A coordenadora do Projeto enfatizou também que uma parte considerável dessas vulnerabilidades se adensam com as violentas manifestações racistas de demonização das comunidades de terreiro. “Lógicas propagadas do mono-mundo de aversão à diferença, que vai na contramão das lógicas inclusivas dos terreiros. O que se faz urgente é ouvirmos e pensarmos, enquanto partícipes dessa sociedade, junto com os terreiros sobre os assuntos que nos concernem a todos. Pensar, portanto, como uma ação coletiva que parte da inseparabilidade das lutas antirracistas e do debate ecológico. E quando dialogamos com os Terreiros, também precisamos considerar a inseparabilidade entre o que se convencionou chamar de "religioso" e de "ambiental", conceitos ocidentais que são fundamentais ferramentas políticas no diálogo com o Estado na denúncia de ataques e luta pela garantia de direitos, mas que são extremamente insuficientes quando pensamos a partir das complexas cosmopercepções dos povos de terreiro. Ou seja, desejamos, com Malcom Ferdinand, ultrapassar as fraturas produzidas pela lógica ocidental e aprender com os terreiros, na contramão da exploração e expropriação colonial dos territórios e dos corpos, outras formas de habitar a Terra”, salientou.
Próximos passos
Segundo a professora Luiza Flores, os próximos passos já estão sendo dados. “Fizemos o pré-lançamento do documentário em todos os terreiros parceiros. Foi um momento para pedir o agô, ou seja, a licença e a benção das lideranças para a publicização do documentário, mas também para incitarmos a reflexão coletiva sobre o que mais podemos fazer juntos, no sentido de fortalecer a autonomia comunitária das comunidades de terreiro em Manaus e arredores. Em breve queremos fazer o lançamento do livro e do documentário na Ufam, com a presença das lideranças afro-religiosas”, disse.

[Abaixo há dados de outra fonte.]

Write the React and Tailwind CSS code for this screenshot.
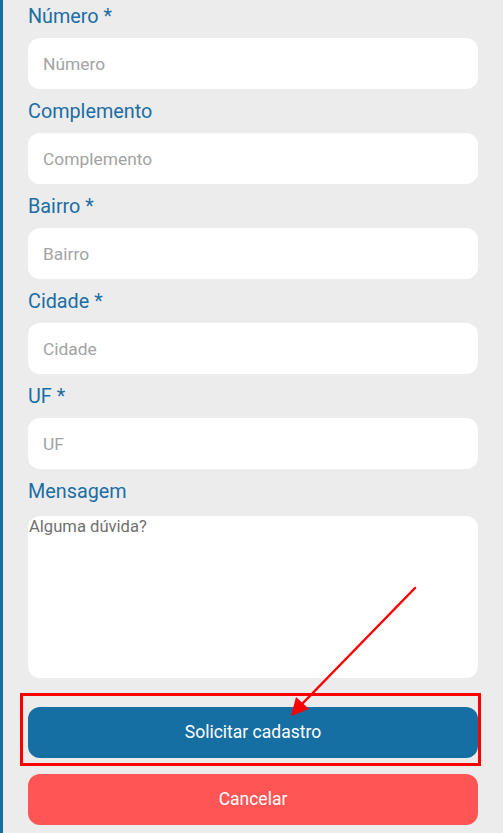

Além disso, o grupo Colar também realiza ação de extensão, financiada pelo PROEXT-PG da Capes, chamada "Combate ao racismo religioso e autonomia comunitária dos povos de Terreiro". A ideia é elaborar uma cartilha com as principais leis que asseguram os direitos dessas comunidades, com um passo a passo do que fazer quando vítima de racismo religioso, em diálogo com o que o Ministério da Igualdade Racial tem feito, e um passo a passo sobre como criar uma associação/organização religiosa. “O intuito não é apenas distribuir, mas realizar atividades nos terreiros”.
Paralelo a isso, há o projeto nomeado "Encontro de Saberes", que busca pautar na universidade o reconhecimento de saberes não-ocidentais, que inclui os povos de Terreiro, e segunda frente de trabalho abrange a participação dos pesquisadores em um projeto de pesquisa e extensão, em parceria com ecólogos do INPA e da Ufam, para prolongar a discussão sobre a relação dos povos de terreiro com as zonas da mata na cidade de Manaus, em especial a APA Manaós e a reserva Adolfo Ducke.